» **Your task**
Lines that hold the word "this" should be located and copied.

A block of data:
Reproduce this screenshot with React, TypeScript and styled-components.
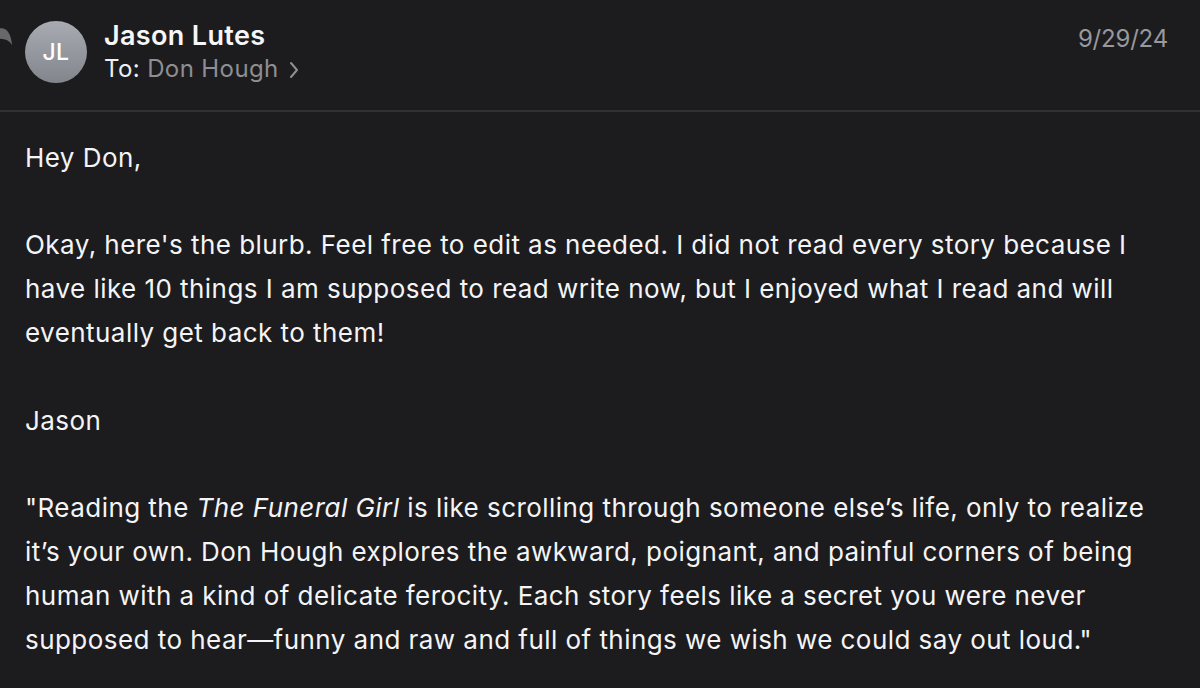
import React from "react";
import styled, { createGlobalStyle } from "styled-components";

const Global = createGlobalStyle`
  html, body { margin: 0; padding: 0; background: #1c1c1e; }
  body { font-family: Inter, "Noto Sans", "Liberation Sans", sans-serif; -webkit-font-smoothing: antialiased; }
`;

const Page = styled.div`
  width: 1200px;
  height: 688px;
  background: #1c1c1e;
  overflow: hidden;
  color: #f4f4f6;
`;

const Header = styled.header`
  height: 112px;
  box-sizing: border-box;
  display: flex;
  align-items: flex-start;
  padding: 20px 32px 0 0;
  border-bottom: 2px solid #313133;
`;

const ReplyMark = styled.svg`
  width: 12px;
  height: 22px;
  margin-top: 5px;
  flex: none;
`;

const Avatar = styled.div`
  width: 62px;
  height: 62px;
  border-radius: 50%;
  margin: 1px 0 0 13px;
  flex: none;
  background: linear-gradient(180deg, #a9abb2 0%, #83858d 100%);
  display: flex;
  align-items: center;
  justify-content: center;
  color: #ffffff;
  font-size: 23px;
  font-weight: 500;
  letter-spacing: 0.5px;
`;

const Meta = styled.div`
  margin-left: 17px;
  flex: 1;
  display: flex;
  flex-direction: column;
`;

const Name = styled.div`
  font-size: 27px;
  line-height: 32px;
  font-weight: 600;
  letter-spacing: 0.35px;
  color: #f6f6f8;
`;

const ToLine = styled.div`
  font-size: 24px;
  line-height: 32px;
  margin-top: 1px;
  letter-spacing: 0.4px;
  color: #f0f0f2;
  display: flex;
  align-items: center;
`;

const Recipient = styled.span`
  color: #8e8e93;
  margin-left: 7px;
`;

const Chevron = styled.svg`
  width: 10px;
  height: 18px;
  margin-left: 10px;
  margin-top: 1px;
`;

const DateText = styled.div`
  font-size: 24px;
  line-height: 32px;
  margin-top: 3px;
  letter-spacing: -0.2px;
  color: #98989d;
`;

const Body = styled.main`
  padding: 23.5px 0 0 25px;
  font-size: 26px;
  line-height: 44px;
  color: #f4f4f6;
  letter-spacing: 0.45px;
`;

const Paragraph = styled.p`
  margin: 0 0 43.5px 0;
`;

const Line = styled.span`
  display: block;
  white-space: nowrap;
`;

export default function App() {
  return (
    <Page>
      <Global />
      <Header>
        <ReplyMark viewBox="0 0 12 22">
          <path
            d="M-3 4 C5 1 11 6 12 20 C9 15 4 13 -3 14 Z"
            fill="#67676c"
          />
        </ReplyMark>
        <Avatar>JL</Avatar>
        <Meta>
          <Name>Jason Lutes</Name>
          <ToLine>
            To:<Recipient>Don Hough</Recipient>
            <Chevron viewBox="0 0 10 18">
              <path d="M2 2 L8 9 L2 16" fill="none" stroke="#8e8e93" strokeWidth="2" strokeLinecap="round" strokeLinejoin="round" />
            </Chevron>
          </ToLine>
        </Meta>
        <DateText>9/29/24</DateText>
      </Header>
      <Body>
        <Paragraph>
          <Line>Hey Don,</Line>
        </Paragraph>
        <Paragraph>
          <Line>Okay, here's the blurb. Feel free to edit as needed. I did not read every story because I</Line>
          <Line>have like 10 things I am supposed to read write now, but I enjoyed what I read and will</Line>
          <Line>eventually get back to them!</Line>
        </Paragraph>
        <Paragraph>
          <Line>Jason</Line>
        </Paragraph>
        <Paragraph>
          <Line>"Reading the <em>The Funeral Girl</em> is like scrolling through someone else’s life, only to realize</Line>
          <Line>it’s your own. Don Hough explores the awkward, poignant, and painful corners of being</Line>
          <Line>human with a kind of delicate ferocity. Each story feels like a secret you were never</Line>
          <Line>supposed to hear—funny and raw and full of things we wish we could say out loud."</Line>
        </Paragraph>
      </Body>
    </Page>
  );
}
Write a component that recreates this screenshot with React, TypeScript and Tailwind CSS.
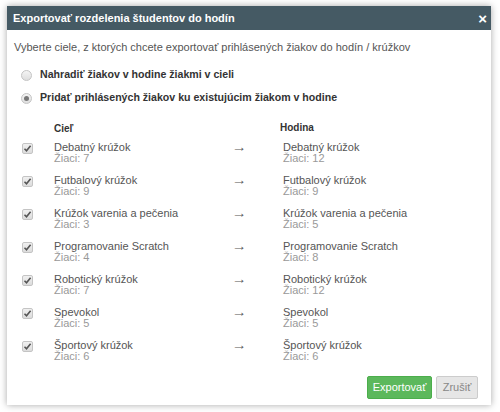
import React from "react";

const rows = [
  ["Debatný krúžok", 7, "Debatný krúžok", 12],
  ["Futbalový krúžok", 9, "Futbalový krúžok", 9],
  ["Krúžok varenia a pečenia", 3, "Krúžok varenia a pečenia", 5],
  ["Programovanie Scratch", 4, "Programovanie Scratch", 8],
  ["Robotický krúžok", 7, "Robotický krúžok", 12],
  ["Spevokol", 5, "Spevokol", 5],
  ["Športový krúžok", 6, "Športový krúžok", 6],
] as const;

function Radio({ checked }: { checked?: boolean }) {
  return (
    <span className="ml-[7px] w-[11px] h-[11px] rounded-full border border-[#c4c4c4] bg-gradient-to-b from-[#f4f4f4] to-[#dedede] flex items-center justify-center">
      {checked && <span className="w-[5px] h-[5px] rounded-full bg-[#777]" />}
    </span>
  );
}

function Check() {
  return (
    <span className="ml-[8px] w-[11px] h-[11px] rounded-[2px] border border-[#c4c4c4] bg-gradient-to-b from-[#f0f0f0] to-[#dcdcdc] flex items-center justify-center">
      <svg width="9" height="9" viewBox="0 0 9 9">
        <path d="M1.5 4.8 L3.5 6.8 L7.6 1.8" fill="none" stroke="#555" strokeWidth="1.6" />
      </svg>
    </span>
  );
}

export default function App() {
  return (
    <div
      className="w-[500px] h-[412px] bg-white pt-[6px] pl-[7px]"
      style={{ fontFamily: '"Liberation Sans", Arial, sans-serif' }}
    >
      <div className="w-[484px] h-[399px] bg-white shadow-[0_0_7px_rgba(0,0,0,0.35)] flex flex-col">
        <div className="h-[24px] bg-[#455a64] flex items-center justify-between pl-[6px] pr-[4px]">
          <span className="text-white font-bold text-[11px]">Exportovať rozdelenia študentov do hodín</span>
          <span className="text-white font-bold text-[15px] leading-none">×</span>
        </div>
        <div className="flex-1 flex flex-col px-[7px] pt-[11px] text-[11px]">
          <div className="text-[#555] leading-[13px]">
            Vyberte ciele, z ktorých chcete exportovať prihlásených žiakov do hodín / krúžkov
          </div>
          <div className="mt-[14px] flex items-center h-[14px]">
            <Radio />
            <span className="ml-[8px] font-bold text-[#333] text-[10.6px]">Nahradiť žiakov v hodine žiakmi v cieli</span>
          </div>
          <div className="mt-[9px] flex items-center h-[14px]">
            <Radio checked />
            <span className="ml-[8px] font-bold text-[#333] text-[10.6px]">Pridať prihlásených žiakov ku existujúcim žiakom v hodine</span>
          </div>
          <div className="mt-[14px] grid grid-cols-[40px_178px_51px_1fr] items-center h-[14px]">
            <div />
            <div className="font-bold text-[#333] text-[10px] mt-[2px]">Cieľ</div>
            <div />
            <div className="font-bold text-[#333] text-[10px] -ml-[3px]">Hodina</div>
          </div>
          <div className="mt-[9px] flex flex-col gap-[9px]">
            {rows.map(([a, an, b, bn]) => (
              <div key={a} className="grid grid-cols-[40px_178px_51px_1fr] items-start h-[24px]">
                <div className="flex items-center h-[12px]">
                  <Check />
                </div>
                <div className="leading-[11px]">
                  <div className="text-[#555]">{a}</div>
                  <div className="text-[#999]">Žiaci: {an}</div>
                </div>
                <div className="text-[#555] text-[12px] leading-[11px] scale-x-125 origin-left">→</div>
                <div className="leading-[11px]">
                  <div className="text-[#555]">{b}</div>
                  <div className="text-[#999]">Žiaci: {bn}</div>
                </div>
              </div>
            ))}
          </div>
          <div className="mt-auto mb-[6px] flex justify-end gap-[4px] pr-[6px]">
            <button className="h-[23px] w-[65px] bg-[#5cb85c] border border-[#4cae4c] text-white text-[11px] rounded-[2px]">Exportovať</button>
            <button className="h-[23px] w-[42px] bg-[#e6e6e6] border border-[#ccc] text-[#888] text-[11px] rounded-[2px]">Zrušiť</button>
          </div>
        </div>
      </div>
    </div>
  );
}
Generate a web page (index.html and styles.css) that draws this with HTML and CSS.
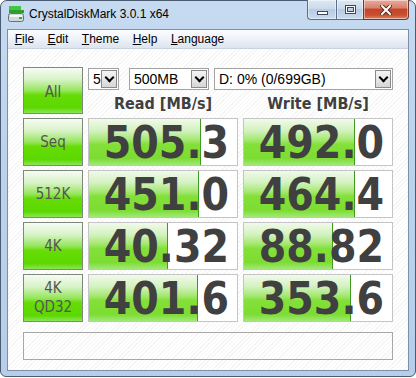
FILE: index.html
```html
<!DOCTYPE html>
<html lang="en">
<head>
    <meta charset="UTF-8">
    <title>CrystalDiskMark 3.0.1 x64</title>
    <link rel="stylesheet" href="styles.css">
</head>
<body>

    <div class="window">
        <!-- Title bar -->
        <div class="titlebar">
            <svg class="app-icon" width="16" height="17" viewBox="0 0 16 17">
                <rect x="1" y="1" width="12" height="4" fill="#44c444"/>
                <rect x="1" y="5" width="15" height="3" fill="#2e9e2e"/>
                <rect x="0.5" y="8.5" width="15" height="8" rx="2" fill="#d4d8dc" stroke="#6a6f75"/>
                <rect x="2" y="10" width="12" height="2" fill="#f2f4f6"/>
                <rect x="11" y="12" width="3" height="2" fill="#22bb22"/>
            </svg>
            <span class="title">CrystalDiskMark 3.0.1 x64</span>
            <div class="caption">
                <div class="cap-btn cap-min"><span class="glyph-min"></span></div>
                <div class="cap-btn cap-max"><span class="glyph-max"></span></div>
                <div class="cap-btn cap-close">
                    <svg width="12" height="10" viewBox="0 0 12 10">
                        <path d="M2 1 L10 9 M10 1 L2 9" stroke="#5a2a20" stroke-width="4" stroke-linecap="square"/>
                        <path d="M2 1 L10 9 M10 1 L2 9" stroke="#ffffff" stroke-width="2" stroke-linecap="square"/>
                    </svg>
                </div>
            </div>
        </div>

        <div class="client">
            <!-- Menu -->
            <div class="menubar">
                <span class="menu-item"><u>F</u>ile</span>
                <span class="menu-item"><u>E</u>dit</span>
                <span class="menu-item"><u>T</u>heme</span>
                <span class="menu-item"><u>H</u>elp</span>
                <span class="menu-item"><u>L</u>anguage</span>
            </div>

            <!-- Benchmark panel -->
            <div class="panel">
                <div class="grid">
                    <div class="btn btn-all">All</div>
                    <div class="head">
                        <div class="combos">
                            <div class="combo combo-count"><span>5</span><i class="arrow"></i></div>
                            <div class="combo combo-size"><span>500MB</span><i class="arrow"></i></div>
                            <div class="combo combo-drive"><span>D: 0% (0/699GB)</span><i class="arrow"></i></div>
                        </div>
                        <div class="labels">
                            <span>Read [MB/s]</span>
                            <span>Write [MB/s]</span>
                        </div>
                    </div>

                    <div class="btn">Seq</div>
                    <div class="cell"><div class="fill" style="width: 111px"></div><span class="val">505.3</span></div>
                    <div class="cell"><div class="fill" style="width: 110px"></div><span class="val">492.0</span></div>

                    <div class="btn">512K</div>
                    <div class="cell"><div class="fill" style="width: 109px"></div><span class="val">451.0</span></div>
                    <div class="cell"><div class="fill" style="width: 110px"></div><span class="val">464.4</span></div>

                    <div class="btn">4K</div>
                    <div class="cell"><div class="fill" style="width: 78px"></div><span class="val">40.32</span></div>
                    <div class="cell"><div class="fill" style="width: 88px"></div><span class="val">88.82</span></div>

                    <div class="btn btn-two">4K<br>QD32</div>
                    <div class="cell"><div class="fill" style="width: 108px"></div><span class="val">401.6</span></div>
                    <div class="cell"><div class="fill" style="width: 106px"></div><span class="val">353.6</span></div>
                </div>

                <div class="status"></div>
            </div>
        </div>
    </div>

</body>
</html>
```

FILE: styles.css
```css
body {
    margin: 0;
    padding: 0;
    background-color: #ffffff;
    font-family: 'Liberation Sans', Arial, sans-serif;
}

.window {
    width: 416px;
    height: 377px;
    box-sizing: border-box;
    border: 1px solid #4b5b70;
    border-radius: 7px 7px 6px 6px;
    padding: 0 6px 5px 6px;
    background: linear-gradient(to bottom, #c6dbf1 0%, #bcd3ec 40%, #b6cee9 100%);
    display: flex;
    flex-direction: column;
}

/* Title bar */
.titlebar {
    height: 28px;
    display: flex;
    align-items: flex-start;
    position: relative;
}

.app-icon {
    margin: 4px 0 0 1px;
}

.title {
    margin: 6px 0 0 5px;
    font-size: 12px;
    color: #000000;
}

.caption {
    margin-left: auto;
    display: flex;
    height: 20px;
    margin-top: -1px;
}

.cap-btn {
    box-sizing: border-box;
    height: 20px;
    border: 1px solid #5b6f8a;
    border-top: none;
    display: flex;
    align-items: center;
    justify-content: center;
    box-shadow: inset 0 0 0 1px rgba(255, 255, 255, 0.45);
}

.cap-min {
    width: 29px;
    border-radius: 0 0 0 4px;
    border-right: none;
    background: linear-gradient(to bottom, #dde8f4 0%, #cbdaeb 45%, #b7cbe2 50%, #c9dbee 100%);
}

.cap-max {
    width: 27px;
    border-right: none;
    background: linear-gradient(to bottom, #dde8f4 0%, #cbdaeb 45%, #b7cbe2 50%, #c9dbee 100%);
}

.cap-close {
    width: 46px;
    border-color: #6b3a33;
    border-radius: 0 0 4px 0;
    background: linear-gradient(to bottom, #e8ab9e 0%, #d98470 40%, #c4452c 50%, #c9502f 80%, #dc8a6c 100%);
}

.glyph-min {
    width: 9px;
    height: 2px;
    margin-top: 6px;
    background: #ffffff;
    border: 1px solid #3c4a5c;
}

.glyph-max {
    width: 7px;
    height: 5px;
    border: 1px solid #ffffff;
    outline: 1px solid #3c4a5c;
    box-shadow: inset 0 0 0 1px #3c4a5c;
}

/* Client area */
.client {
    flex: 1;
    border: 1px solid #7d90a8;
    background-color: #ffffff;
    display: flex;
    flex-direction: column;
}

.menubar {
    height: 18px;
    border-bottom: 1px solid #c9d2de;
    background: linear-gradient(to bottom, #fbfcfe 0%, #eef2f8 50%, #dde4ee 100%);
    display: flex;
    align-items: center;
    font-size: 12px;
    color: #000000;
}

.menu-item {
    padding: 0 6.75px;
    line-height: 18px;
}

.menu-item u {
    text-decoration-thickness: 1px;
    text-underline-offset: 1px;
}

.panel {
    flex: 1;
    padding: 18px 0 0 15px;
    background: repeating-linear-gradient(135deg, #ffffff 0px, #ffffff 2px, #f5f5f5 2px, #f5f5f5 3px);
}

.grid {
    display: grid;
    grid-template-columns: 60px 150px 150px;
    grid-template-rows: 47px repeat(4, 48px);
    column-gap: 5px;
    row-gap: 4px;
}

.btn {
    box-sizing: border-box;
    border: 1px solid #7d8a7a;
    background: linear-gradient(to bottom, #f7fcf4 0%, #d8f3c8 25%, #96e65c 50%, #66dc06 60%, #5cd800 88%, #8ce558 100%);
    display: flex;
    align-items: center;
    justify-content: center;
    text-align: center;
    font-family: 'DejaVu Sans Condensed', 'DejaVu Sans', sans-serif;
    font-size: 15px;
    color: #555555;
}

.btn-all {
    padding-top: 2px;
}

.btn-two {
    line-height: 19px;
}

.head {
    grid-column: 2 / 4;
    display: flex;
    flex-direction: column;
}

.combos {
    display: flex;
    margin-top: 1px;
    height: 22px;
}

.combo {
    box-sizing: border-box;
    height: 22px;
    border: 1px solid #a3a3a3;
    background-color: #ffffff;
    display: flex;
    align-items: center;
    font-size: 14px;
    color: #000000;
}

.combo span {
    flex: 1;
    padding-left: 4px;
}

.combo-count {
    width: 31px;
    margin-right: 10px;
}

.combo-size {
    width: 80px;
    margin-right: 5px;
}

.combo-drive {
    flex: 1;
}

.arrow {
    box-sizing: border-box;
    width: 16px;
    height: 18px;
    margin-right: 1px;
    border: 1px solid #8a8a8a;
    background: linear-gradient(to bottom, #f4f4f4 0%, #e6e6e6 50%, #d6d6d6 100%);
    display: flex;
    align-items: center;
    justify-content: center;
}

.arrow::after {
    content: "";
    width: 5px;
    height: 5px;
    margin-top: -4px;
    border-right: 2px solid #000000;
    border-bottom: 2px solid #000000;
    transform: rotate(45deg);
}

.labels {
    display: grid;
    grid-template-columns: 150px 150px;
    column-gap: 5px;
    margin-top: 5px;
    font-family: 'DejaVu Sans Condensed', 'DejaVu Sans', sans-serif;
    font-weight: bold;
    font-size: 16px;
    line-height: 18px;
    color: #404040;
    text-align: center;
}

.cell {
    position: relative;
    box-sizing: border-box;
    border: 1px solid #c4c4c4;
    background-color: #ffffff;
    text-align: right;
    padding-right: 8px;
}

.fill {
    position: absolute;
    left: 0;
    top: 0;
    bottom: 0;
    border-right: 1px solid #3f9a22;
    background: linear-gradient(to bottom, #f1faec 0%, #d3f2c0 25%, #a6e872 45%, #84e03a 55%, #7cdc30 85%, #a0e878 100%);
}

.val {
    position: relative;
    font-family: 'DejaVu Sans Condensed', 'DejaVu Sans', sans-serif;
    font-weight: bold;
    font-size: 44px;
    line-height: 47px;
    color: #404040;
}

.status {
    box-sizing: border-box;
    width: 370px;
    height: 28px;
    margin-top: 10px;
    border: 1px solid #a8a8a8;
}
```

» **The completed task**
Reproduce this screenshot with React, TypeScript and styled-components.
Write a component that recreates this screenshot with React, TypeScript and Tailwind CSS.
Generate a web page (index.html and styles.css) that draws this with HTML and CSS.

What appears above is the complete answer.